§ **The request**: Give the data again exactly as written, skipping any pictures.

§ **Source material**:
※ ※ ※

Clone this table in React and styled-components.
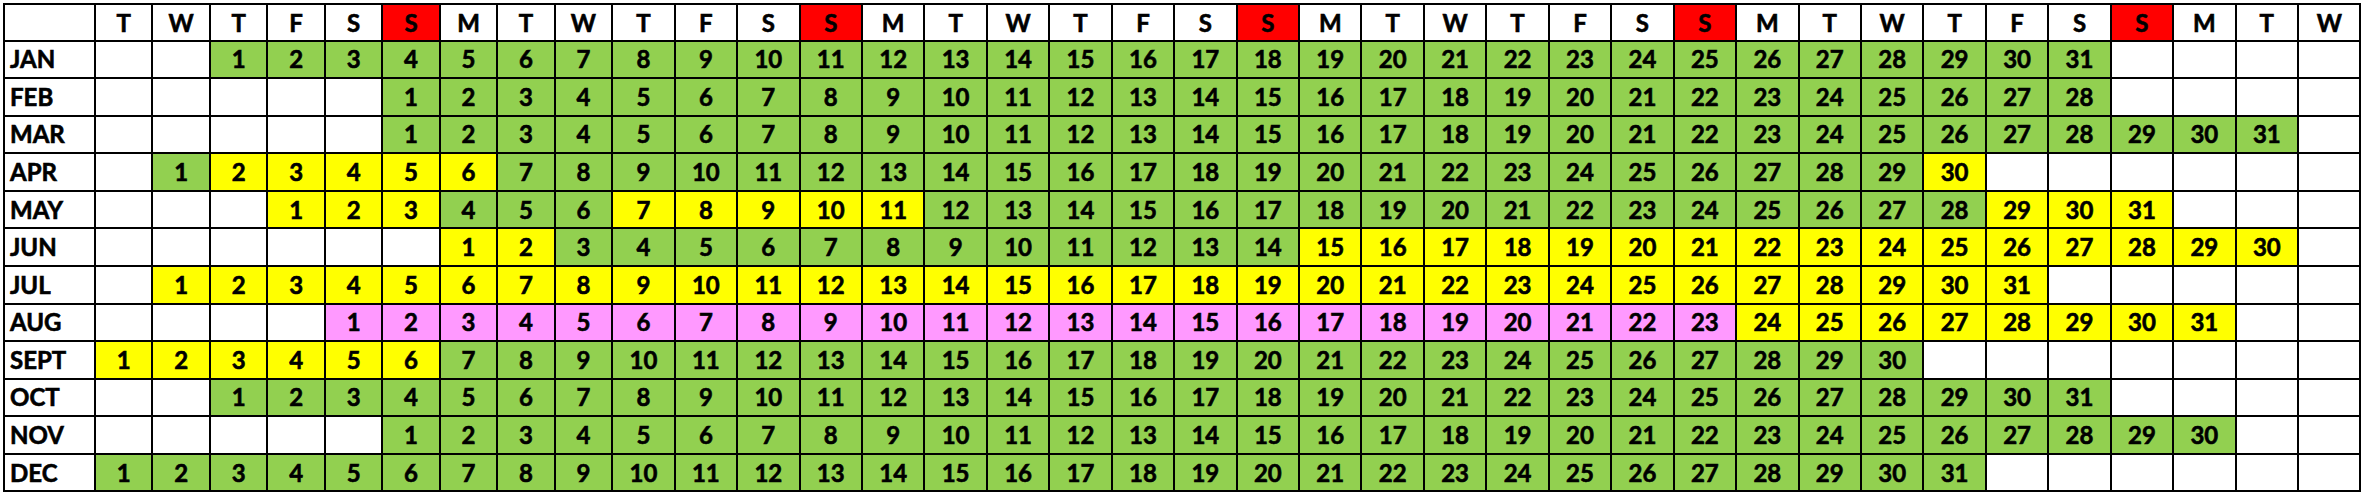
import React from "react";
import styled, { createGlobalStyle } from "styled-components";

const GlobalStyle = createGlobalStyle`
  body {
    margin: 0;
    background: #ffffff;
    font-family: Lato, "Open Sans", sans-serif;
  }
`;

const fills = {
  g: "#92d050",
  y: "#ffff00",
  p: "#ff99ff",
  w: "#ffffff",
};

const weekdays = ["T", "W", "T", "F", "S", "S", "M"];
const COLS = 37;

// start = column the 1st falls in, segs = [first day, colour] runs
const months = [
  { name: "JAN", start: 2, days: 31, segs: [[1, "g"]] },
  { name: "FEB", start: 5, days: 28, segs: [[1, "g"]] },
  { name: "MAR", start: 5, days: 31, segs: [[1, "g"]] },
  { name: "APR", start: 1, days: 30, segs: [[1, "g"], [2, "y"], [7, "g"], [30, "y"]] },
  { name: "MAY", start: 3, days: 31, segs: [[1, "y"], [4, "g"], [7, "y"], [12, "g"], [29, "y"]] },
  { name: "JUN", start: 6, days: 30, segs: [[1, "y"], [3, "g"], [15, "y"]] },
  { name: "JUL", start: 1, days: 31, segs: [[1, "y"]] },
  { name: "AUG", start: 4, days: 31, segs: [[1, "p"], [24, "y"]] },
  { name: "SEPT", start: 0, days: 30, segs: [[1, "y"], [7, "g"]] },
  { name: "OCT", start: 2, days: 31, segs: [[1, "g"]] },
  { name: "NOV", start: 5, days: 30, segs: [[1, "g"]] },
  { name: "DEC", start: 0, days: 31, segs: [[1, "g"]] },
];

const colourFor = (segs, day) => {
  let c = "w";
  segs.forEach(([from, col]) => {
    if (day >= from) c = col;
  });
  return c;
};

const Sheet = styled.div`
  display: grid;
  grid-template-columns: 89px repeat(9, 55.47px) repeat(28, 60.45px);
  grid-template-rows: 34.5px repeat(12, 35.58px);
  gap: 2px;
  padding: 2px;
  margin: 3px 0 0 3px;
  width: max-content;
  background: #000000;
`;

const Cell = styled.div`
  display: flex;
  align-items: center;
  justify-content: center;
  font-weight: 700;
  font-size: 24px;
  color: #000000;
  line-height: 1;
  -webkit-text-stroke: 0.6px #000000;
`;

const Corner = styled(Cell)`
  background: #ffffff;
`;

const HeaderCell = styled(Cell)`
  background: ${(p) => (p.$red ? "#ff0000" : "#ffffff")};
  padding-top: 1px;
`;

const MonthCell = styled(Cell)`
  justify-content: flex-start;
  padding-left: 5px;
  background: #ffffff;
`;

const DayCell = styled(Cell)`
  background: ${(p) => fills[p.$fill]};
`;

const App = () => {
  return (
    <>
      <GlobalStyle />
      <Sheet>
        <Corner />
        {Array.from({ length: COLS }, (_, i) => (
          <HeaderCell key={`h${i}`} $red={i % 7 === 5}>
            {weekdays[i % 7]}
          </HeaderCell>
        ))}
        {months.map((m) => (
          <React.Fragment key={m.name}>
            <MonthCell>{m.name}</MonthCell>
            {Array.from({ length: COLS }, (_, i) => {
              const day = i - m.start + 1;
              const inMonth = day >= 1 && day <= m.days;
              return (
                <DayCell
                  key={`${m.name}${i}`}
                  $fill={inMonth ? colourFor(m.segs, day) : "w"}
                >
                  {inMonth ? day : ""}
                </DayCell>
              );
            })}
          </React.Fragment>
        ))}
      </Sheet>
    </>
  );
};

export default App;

※ ※ ※

§ **Written response**:
Clone this table in React and styled-components.
import React from "react";
import styled, { createGlobalStyle } from "styled-components";

const GlobalStyle = createGlobalStyle`
  body {
    margin: 0;
    background: #ffffff;
    font-family: Lato, "Open Sans", sans-serif;
  }
`;

const fills = {
  g: "#92d050",
  y: "#ffff00",
  p: "#ff99ff",
  w: "#ffffff",
};

const weekdays = ["T", "W", "T", "F", "S", "S", "M"];
const COLS = 37;

// start = column the 1st falls in, segs = [first day, colour] runs
const months = [
  { name: "JAN", start: 2, days: 31, segs: [[1, "g"]] },
  { name: "FEB", start: 5, days: 28, segs: [[1, "g"]] },
  { name: "MAR", start: 5, days: 31, segs: [[1, "g"]] },
  { name: "APR", start: 1, days: 30, segs: [[1, "g"], [2, "y"], [7, "g"], [30, "y"]] },
  { name: "MAY", start: 3, days: 31, segs: [[1, "y"], [4, "g"], [7, "y"], [12, "g"], [29, "y"]] },
  { name: "JUN", start: 6, days: 30, segs: [[1, "y"], [3, "g"], [15, "y"]] },
  { name: "JUL", start: 1, days: 31, segs: [[1, "y"]] },
  { name: "AUG", start: 4, days: 31, segs: [[1, "p"], [24, "y"]] },
  { name: "SEPT", start: 0, days: 30, segs: [[1, "y"], [7, "g"]] },
  { name: "OCT", start: 2, days: 31, segs: [[1, "g"]] },
  { name: "NOV", start: 5, days: 30, segs: [[1, "g"]] },
  { name: "DEC", start: 0, days: 31, segs: [[1, "g"]] },
];

const colourFor = (segs, day) => {
  let c = "w";
  segs.forEach(([from, col]) => {
    if (day >= from) c = col;
  });
  return c;
};

const Sheet = styled.div`
  display: grid;
  grid-template-columns: 89px repeat(9, 55.47px) repeat(28, 60.45px);
  grid-template-rows: 34.5px repeat(12, 35.58px);
  gap: 2px;
  padding: 2px;
  margin: 3px 0 0 3px;
  width: max-content;
  background: #000000;
`;

const Cell = styled.div`
  display: flex;
  align-items: center;
  justify-content: center;
  font-weight: 700;
  font-size: 24px;
  color: #000000;
  line-height: 1;
  -webkit-text-stroke: 0.6px #000000;
`;

const Corner = styled(Cell)`
  background: #ffffff;
`;

const HeaderCell = styled(Cell)`
  background: ${(p) => (p.$red ? "#ff0000" : "#ffffff")};
  padding-top: 1px;
`;

const MonthCell = styled(Cell)`
  justify-content: flex-start;
  padding-left: 5px;
  background: #ffffff;
`;

const DayCell = styled(Cell)`
  background: ${(p) => fills[p.$fill]};
`;

const App = () => {
  return (
    <>
      <GlobalStyle />
      <Sheet>
        <Corner />
        {Array.from({ length: COLS }, (_, i) => (
          <HeaderCell key={`h${i}`} $red={i % 7 === 5}>
            {weekdays[i % 7]}
          </HeaderCell>
        ))}
        {months.map((m) => (
          <React.Fragment key={m.name}>
            <MonthCell>{m.name}</MonthCell>
            {Array.from({ length: COLS }, (_, i) => {
              const day = i - m.start + 1;
              const inMonth = day >= 1 && day <= m.days;
              return (
                <DayCell
                  key={`${m.name}${i}`}
                  $fill={inMonth ? colourFor(m.segs, day) : "w"}
                >
                  {inMonth ? day : ""}
                </DayCell>
              );
            })}
          </React.Fragment>
        ))}
      </Sheet>
    </>
  );
};

export default App;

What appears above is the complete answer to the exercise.